Everyone wants jobs. People in the U.S. want them, people in the Arab Spring countries want them, people in the poorest countries on the planet want them too. But are there enough to go around? Or more accurately, are there enough jobs that people want and can do, to go around? (There’s definitely a never-ending demand for physicians, engineers, and other professionals that is not being met but that is not something that can immediately be addressed.)
People complain all the time that there are not enough jobs but if you really look at what’s available, that’s just not true. There are jobs but most people don’t want to either do the work because they don’t like it or aren’t willing to increase their skills to take the new jobs on.
Fortunately, with necessity being the mother of invention, attitudes are shifting and there are some interesting prospects opening.
For one thing, “green” jobs are increasing, the need for skilled and semi-skilled workers is also increasing, and those jobs all the politicians promised are actually starting to show up.
What is interesting is that they’re not just here in the U.S. Green jobs of all sorts and at all levels are showing up worldwide.
An interesting example of this is one of the countries with the worst poverty in the world, India. People in the city of Chennai are being encouraged to recycle by having their children take paper trash to school. This is then collected by “rag-pickers” the poorest of the poor, who will sell it on to dealers. The system is a win-win. Recycling is becoming a part of Chennai society, the environment benefits, poor people get some added income, and huge amounts of paper trash that would have gone into landfills costing the city money, is saved.

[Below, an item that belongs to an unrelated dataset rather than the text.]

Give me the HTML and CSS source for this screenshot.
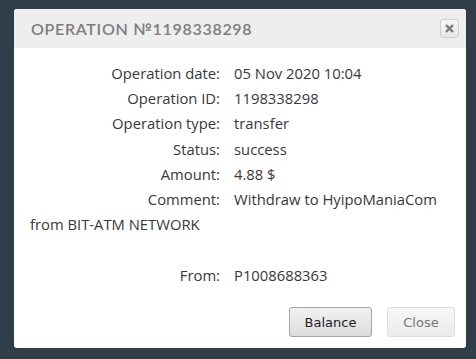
FILE: index.html
```html
<!DOCTYPE html>
<html>
<head>
<meta charset="utf-8">
<link rel="stylesheet" href="styles.css">
</head>
<body>
<div class="dialog">
  <div class="header">
    <span class="title">OPERATION №1198338298</span>
    <button class="x" aria-label="close"><svg width="9" height="9" viewBox="0 0 9 9"><path d="M1 1 L8 8 M8 1 L1 8" stroke="#7a7a7a" stroke-width="2.4" stroke-linecap="butt"/></svg></button>
  </div>
  <div class="body">
    <div class="row"><span class="lbl">Operation date:</span><span class="val">05 Nov 2020 10:04</span></div>
    <div class="row"><span class="lbl">Operation ID:</span><span class="val">1198338298</span></div>
    <div class="row"><span class="lbl">Operation type:</span><span class="val">transfer</span></div>
    <div class="row"><span class="lbl">Status:</span><span class="val">success</span></div>
    <div class="row"><span class="lbl">Amount:</span><span class="val">4.88 $</span></div>
    <div class="row"><span class="lbl">Comment:</span><span class="val">Withdraw to HyipoManiaCom</span> <span class="val">from BIT-ATM NETWORK</span></div>
    <div class="row empty"></div>
    <div class="row"><span class="lbl">From:</span><span class="val">P1008688363</span></div>
  </div>
  <div class="footer">
    <button class="btn primary">Balance</button>
    <button class="btn light">Close</button>
  </div>
</div>
</body>
</html>
```
FILE: styles.css
```css
html, body { margin: 0; padding: 0; }
body {
  background: #2f3e48;
  width: 476px;
  height: 359px;
  overflow: hidden;
  padding-top: 9px;
  box-sizing: border-box;
}
.dialog {
  margin-left: 14px;
  width: 452px;
  height: 339px;
  background: #fff;
  border-radius: 3px;
  overflow: hidden;
  display: flex;
  flex-direction: column;
}
.header {
  height: 39px;
  background: #eeeeee;
  display: flex;
  align-items: center;
  justify-content: space-between;
  padding: 0 7px 0 17px;
  box-sizing: border-box;
}
.title {
  font-family: "Lato", sans-serif;
  font-size: 16px;
  letter-spacing: 0.7px;
  color: #7d7d7d;
  font-weight: 600;
}
.x {
  width: 19px;
  height: 19px;
  padding: 0;
  border: 1px solid #cfcfcf;
  border-radius: 3px;
  background: linear-gradient(#f6f6f6, #e6e6e6);
  display: flex;
  align-items: center;
  justify-content: center;
}
.body {
  padding: 13px 16px 0 16px;
  font-family: "Open Sans", sans-serif;
  font-size: 14.8px;
  color: #383838;
  line-height: 25.2px;
}
.row { min-height: 25.2px; }
.lbl {
  display: inline-block;
  width: 190px;
  text-align: right;
  margin-right: 14px;
}
.footer {
  margin-top: auto;
  display: flex;
  justify-content: flex-end;
  gap: 15px;
  padding: 0 11px 11px 0;
}
.btn {
  height: 30px;
  font-family: "DejaVu Sans", sans-serif;
  font-size: 13px;
  border-radius: 3px;
  padding: 0;
}
.primary {
  width: 83px;
  color: #222;
  border: 1px solid #a5a5a5;
  background: linear-gradient(#f2f2f2, #dcdcdc);
}
.light {
  width: 68px;
  color: #777;
  border: 1px solid #dddddd;
  background: linear-gradient(#f7f7f7, #ececec);
}
```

On the other side of the world, in California, as we shift to a more and more green economy, it turns out those jobs linked to that economy are proving to be more recession resistant than some others.
A lot of this may be simply due to the fact that people can actually save money by “going green.” Being environmentally conscious and responsible seems to go along well with being fiscally conscious and responsible. People are weighing the big tax breaks that oil and gas companies are getting against the tax breaks that alternative energy companies are getting, and the costs – both environmentally and in cash — and finding the oil companies coming up somewhat short.